» **Given material**
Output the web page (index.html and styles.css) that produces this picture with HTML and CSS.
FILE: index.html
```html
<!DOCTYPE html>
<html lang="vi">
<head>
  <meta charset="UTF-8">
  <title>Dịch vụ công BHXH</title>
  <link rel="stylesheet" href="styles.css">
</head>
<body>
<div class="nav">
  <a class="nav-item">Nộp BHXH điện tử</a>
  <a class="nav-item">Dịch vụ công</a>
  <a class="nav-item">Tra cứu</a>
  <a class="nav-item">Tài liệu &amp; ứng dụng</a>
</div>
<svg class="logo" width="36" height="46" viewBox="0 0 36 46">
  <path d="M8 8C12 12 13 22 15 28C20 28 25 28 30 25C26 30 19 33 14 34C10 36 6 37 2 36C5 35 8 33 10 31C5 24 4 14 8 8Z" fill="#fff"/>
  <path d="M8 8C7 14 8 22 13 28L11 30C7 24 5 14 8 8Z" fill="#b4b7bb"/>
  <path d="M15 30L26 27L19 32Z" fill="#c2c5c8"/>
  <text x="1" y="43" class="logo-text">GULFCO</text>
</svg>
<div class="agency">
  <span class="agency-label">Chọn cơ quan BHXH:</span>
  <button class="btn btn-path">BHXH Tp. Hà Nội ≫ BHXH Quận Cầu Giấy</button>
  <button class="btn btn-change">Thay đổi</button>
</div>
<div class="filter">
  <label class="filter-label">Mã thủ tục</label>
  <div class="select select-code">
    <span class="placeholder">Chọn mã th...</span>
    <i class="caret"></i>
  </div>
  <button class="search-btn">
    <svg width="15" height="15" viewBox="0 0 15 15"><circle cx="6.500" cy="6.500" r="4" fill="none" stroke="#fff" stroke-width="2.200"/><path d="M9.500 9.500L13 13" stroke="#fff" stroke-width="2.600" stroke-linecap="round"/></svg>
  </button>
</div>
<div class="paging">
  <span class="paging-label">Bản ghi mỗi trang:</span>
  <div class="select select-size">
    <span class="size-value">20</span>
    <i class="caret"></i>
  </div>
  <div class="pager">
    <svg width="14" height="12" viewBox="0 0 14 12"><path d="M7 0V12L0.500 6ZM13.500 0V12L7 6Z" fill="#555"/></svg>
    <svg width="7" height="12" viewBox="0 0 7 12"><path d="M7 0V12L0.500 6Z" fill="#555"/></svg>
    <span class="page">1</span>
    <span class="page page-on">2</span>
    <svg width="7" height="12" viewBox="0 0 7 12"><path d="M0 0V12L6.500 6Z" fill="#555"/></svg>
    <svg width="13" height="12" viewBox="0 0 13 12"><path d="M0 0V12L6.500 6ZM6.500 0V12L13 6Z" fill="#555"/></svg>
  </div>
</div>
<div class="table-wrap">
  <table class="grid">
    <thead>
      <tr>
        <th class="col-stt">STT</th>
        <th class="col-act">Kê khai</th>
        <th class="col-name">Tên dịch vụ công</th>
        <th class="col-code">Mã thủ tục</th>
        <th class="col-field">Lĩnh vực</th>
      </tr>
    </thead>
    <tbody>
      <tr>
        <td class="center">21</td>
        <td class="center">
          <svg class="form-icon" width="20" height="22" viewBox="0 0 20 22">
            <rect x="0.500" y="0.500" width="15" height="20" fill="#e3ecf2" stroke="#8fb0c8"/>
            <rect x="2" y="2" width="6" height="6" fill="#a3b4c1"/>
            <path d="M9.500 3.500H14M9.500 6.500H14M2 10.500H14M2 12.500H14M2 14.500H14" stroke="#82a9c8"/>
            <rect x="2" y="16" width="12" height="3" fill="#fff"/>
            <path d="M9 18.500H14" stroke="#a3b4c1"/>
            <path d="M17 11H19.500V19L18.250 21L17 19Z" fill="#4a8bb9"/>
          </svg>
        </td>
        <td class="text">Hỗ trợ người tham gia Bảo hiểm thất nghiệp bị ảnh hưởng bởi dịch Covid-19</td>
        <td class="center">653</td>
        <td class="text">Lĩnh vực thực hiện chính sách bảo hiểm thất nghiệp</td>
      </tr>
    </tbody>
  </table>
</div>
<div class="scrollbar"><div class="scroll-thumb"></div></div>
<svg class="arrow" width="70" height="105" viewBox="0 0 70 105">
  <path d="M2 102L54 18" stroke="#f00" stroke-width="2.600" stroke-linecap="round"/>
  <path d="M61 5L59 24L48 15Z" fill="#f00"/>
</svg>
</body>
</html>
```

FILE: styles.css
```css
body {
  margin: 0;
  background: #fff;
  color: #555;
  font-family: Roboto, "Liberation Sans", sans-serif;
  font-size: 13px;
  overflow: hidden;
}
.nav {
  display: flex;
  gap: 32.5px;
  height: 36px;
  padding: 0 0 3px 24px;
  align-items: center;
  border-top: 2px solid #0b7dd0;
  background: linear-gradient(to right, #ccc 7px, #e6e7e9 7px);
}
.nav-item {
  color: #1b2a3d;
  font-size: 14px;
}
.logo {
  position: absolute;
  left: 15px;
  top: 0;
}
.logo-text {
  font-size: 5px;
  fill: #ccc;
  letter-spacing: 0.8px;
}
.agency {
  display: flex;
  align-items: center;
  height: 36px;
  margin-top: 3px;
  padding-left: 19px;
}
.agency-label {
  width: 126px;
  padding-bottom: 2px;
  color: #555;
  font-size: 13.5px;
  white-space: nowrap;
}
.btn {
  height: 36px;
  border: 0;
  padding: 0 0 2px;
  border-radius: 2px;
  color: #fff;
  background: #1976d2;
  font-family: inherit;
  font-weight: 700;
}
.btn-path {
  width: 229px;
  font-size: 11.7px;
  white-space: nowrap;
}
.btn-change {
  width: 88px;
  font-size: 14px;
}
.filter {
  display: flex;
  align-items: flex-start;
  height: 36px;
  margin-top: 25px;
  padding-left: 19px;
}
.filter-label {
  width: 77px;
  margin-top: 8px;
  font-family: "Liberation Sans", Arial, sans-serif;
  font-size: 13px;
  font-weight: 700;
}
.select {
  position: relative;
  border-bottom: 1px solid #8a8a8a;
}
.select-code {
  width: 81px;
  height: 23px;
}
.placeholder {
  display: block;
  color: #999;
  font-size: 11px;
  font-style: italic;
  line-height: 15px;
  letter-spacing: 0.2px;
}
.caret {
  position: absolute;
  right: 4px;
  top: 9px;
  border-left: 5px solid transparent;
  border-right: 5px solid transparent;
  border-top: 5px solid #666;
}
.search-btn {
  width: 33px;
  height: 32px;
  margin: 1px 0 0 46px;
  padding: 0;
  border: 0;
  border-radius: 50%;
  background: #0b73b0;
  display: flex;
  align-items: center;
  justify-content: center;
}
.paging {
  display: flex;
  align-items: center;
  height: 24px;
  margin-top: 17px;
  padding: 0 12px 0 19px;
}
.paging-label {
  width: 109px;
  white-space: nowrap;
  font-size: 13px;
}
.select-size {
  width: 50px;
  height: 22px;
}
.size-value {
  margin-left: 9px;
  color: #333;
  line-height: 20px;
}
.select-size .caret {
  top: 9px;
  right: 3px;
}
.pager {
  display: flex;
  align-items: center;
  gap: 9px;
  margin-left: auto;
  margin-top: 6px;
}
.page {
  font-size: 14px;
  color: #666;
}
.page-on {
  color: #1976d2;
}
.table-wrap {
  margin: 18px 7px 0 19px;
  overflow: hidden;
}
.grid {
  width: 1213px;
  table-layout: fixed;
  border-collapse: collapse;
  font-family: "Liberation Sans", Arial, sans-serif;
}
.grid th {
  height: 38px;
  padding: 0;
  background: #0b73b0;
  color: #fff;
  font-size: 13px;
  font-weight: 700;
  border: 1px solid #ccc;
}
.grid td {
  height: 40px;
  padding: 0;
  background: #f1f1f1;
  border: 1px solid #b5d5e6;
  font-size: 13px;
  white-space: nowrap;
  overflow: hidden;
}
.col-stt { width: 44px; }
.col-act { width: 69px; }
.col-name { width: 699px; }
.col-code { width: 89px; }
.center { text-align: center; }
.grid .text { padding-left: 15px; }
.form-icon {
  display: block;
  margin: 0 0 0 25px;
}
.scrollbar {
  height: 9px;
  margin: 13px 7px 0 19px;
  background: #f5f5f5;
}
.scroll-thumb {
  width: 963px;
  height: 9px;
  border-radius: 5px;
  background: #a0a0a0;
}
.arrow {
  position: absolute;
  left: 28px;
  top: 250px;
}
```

» **Exercise directions**
Count the lines above in which the word "styles" appears, then state only that count.

» **Reply**
3